How to become a landlord - MoneySense

How to become a landlord

Fixing up a basement suite or buying a duplex to rent out may seem like an easy way to make money—but it’s harder to be a successful landlord than you think.


1. Is it a money-maker?
If you’re looking to buy a rental property, first ask yourself two questions: How much will it cost me? And what will it rent for? Get a realistic assessment of current rental rates and don’t skimp when estimating expenses. They include the mortgage, maintenance, insurance and taxes. If you find expenses will consume all your rental income, forget it. “I wouldn’t settle for a property where I’m just paying down the mortgage,” says David Southen, who owns over 100 rental units in Ontario. “I need to get paid now.”

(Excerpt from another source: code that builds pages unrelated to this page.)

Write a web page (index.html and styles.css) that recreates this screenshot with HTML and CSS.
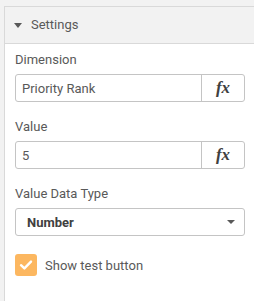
FILE: index.html
```html
<!DOCTYPE html>
<html>
<head>
<meta charset="utf-8">
<link rel="stylesheet" href="styles.css">
</head>
<body>
<div class="panel">
  <div class="header">
    <span class="caret"></span>
    <span class="title">Settings</span>
  </div>
  <div class="content">
    <div class="field">
      <div class="label">Dimension</div>
      <div class="input">
        <span class="value">Priority Rank</span>
        <span class="fx">fx</span>
      </div>
    </div>
    <div class="field">
      <div class="label">Value</div>
      <div class="input">
        <span class="value">5</span>
        <span class="fx">fx</span>
      </div>
    </div>
    <div class="field">
      <div class="label">Value Data Type</div>
      <div class="select">
        <span class="sel-value">Number</span>
        <span class="sel-arrow"></span>
      </div>
    </div>
    <label class="check">
      <span class="box">
        <svg width="14" height="12" viewBox="0 0 14 12"><path d="M2 6.2 L5.4 9.4 L12 2.6" fill="none" stroke="#ffffff" stroke-width="2.4" stroke-linecap="round" stroke-linejoin="round"/></svg>
      </span>
      <span class="check-label">Show test button</span>
    </label>
  </div>
</div>
</body>
</html>
```

FILE: styles.css
```css
html, body {
  margin: 0;
  padding: 0;
}
body {
  background: #f2f2f2;
  font-family: Roboto, "Noto Sans", sans-serif;
  color: #595959;
  width: 254px;
  height: 301px;
  overflow: hidden;
}
.panel {
  margin-left: 4px;
  margin-top: 6px;
  border-left: 1px solid #d9d9d9;
  border-top: 1px solid #d9d9d9;
  background: #ffffff;
  height: 300px;
}
.header {
  height: 37px;
  box-sizing: border-box;
  background: #f2f2f2;
  border-bottom: 1px solid #d9d9d9;
  display: flex;
  align-items: center;
  padding-left: 9px;
}
.caret {
  width: 0;
  height: 0;
  border-left: 4px solid transparent;
  border-right: 4px solid transparent;
  border-top: 5px solid #595959;
  margin-right: 9px;
  margin-top: 1px;
}
.title {
  font-size: 13px;
  color: #595959;
  line-height: 16px;
}
.content {
  padding: 8px 9px 0 10px;
}
.field {
  margin-bottom: 17px;
}
.label {
  font-size: 13px;
  line-height: 16px;
  margin-bottom: 6px;
  color: #595959;
}
.input, .select {
  height: 28px;
  box-sizing: border-box;
  border: 1px solid #c4c4c4;
  border-radius: 3px;
  display: flex;
  align-items: center;
  background: #fff;
}
.input .value {
  flex: 1;
  padding-left: 6px;
  font-size: 13px;
  color: #595959;
}
.fx {
  width: 42px;
  height: 100%;
  border-left: 1px solid #c4c4c4;
  display: flex;
  align-items: center;
  justify-content: center;
  font-family: "Liberation Serif", serif;
  font-style: italic;
  font-weight: bold;
  font-size: 17px;
  color: #404040;
}
.select {
  justify-content: space-between;
  padding: 0 9px 0 11px;
}
.sel-value {
  font-size: 13px;
  font-weight: bold;
  color: #404040;
}
.sel-arrow {
  width: 0;
  height: 0;
  border-left: 4px solid transparent;
  border-right: 4px solid transparent;
  border-top: 4px solid #595959;
}
.check {
  display: flex;
  align-items: center;
  margin-top: 18px;
}
.box {
  width: 22px;
  height: 22px;
  border-radius: 3px;
  background: #fcb760;
  display: flex;
  align-items: center;
  justify-content: center;
  margin-right: 8px;
}
.box svg {
  display: block;
}
.check-label {
  font-size: 13px;
  color: #595959;
}
```
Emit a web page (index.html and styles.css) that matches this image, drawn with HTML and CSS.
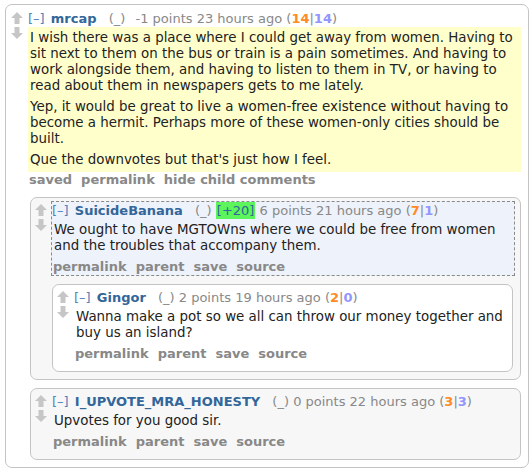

2. Get your legal issues in order
Too many small landlords consider themselves passive investors rather than business owners, says Harry Fine, president of Landlord Solutions paralegal service in Toronto. “You need to understand the law, and it can be very complex,” Fine says. Prospective landlords must take the time to understand all their legal obligations, ensure the property is legal to rent and prepare a solid lease. A good place to start is by joining an association such as the Landlord’s Self-Help Centre in Ontario.

3. Find the right tenants
First the good news. Advertising for tenants is getting cheaper. Southen says he’s stopped paying for newspaper ads and now uses exclusively. But three checks are still crucial for every potential tenant: a credit report, employment verification and a call to previous landlords. Ideally, you should avoid calling current landlords, as they might stretch the truth to rid themselves of a difficult renter. “Anyone who is not making all three checks is out of their mind,” says Southen.

4. Keep your tenants happy
Southen budgets $800 a year in routine maintenance for every unit he owns. And when something breaks, he sends someone to repair it ASAP. “You need to be responsive, because if a good tenant moves out, it costs you a lot of time and money to replace them.” Cutting down on tenant turnover is his secret weapon for a successful career as a landlord. Whenever a unit becomes vacant, he always re-paints and often re-carpets. “If you keep the place maintained, you will get a better quality of tenant.”

5. Take prompt action on bad tenants
For small landlords with one or two units, a single bad tenant can be devastating. Fine says a quick and aggressive response is necessary to limit the damage if a tenant stops paying rent or damages the property. “You can’t wait three months and hope the problem goes away,” he says. While tenancy law varies across Canada, some savvy tenants know how to game the system for extended rent-free stays. This can mean substantial extra expenses for landlords, as well as lost income.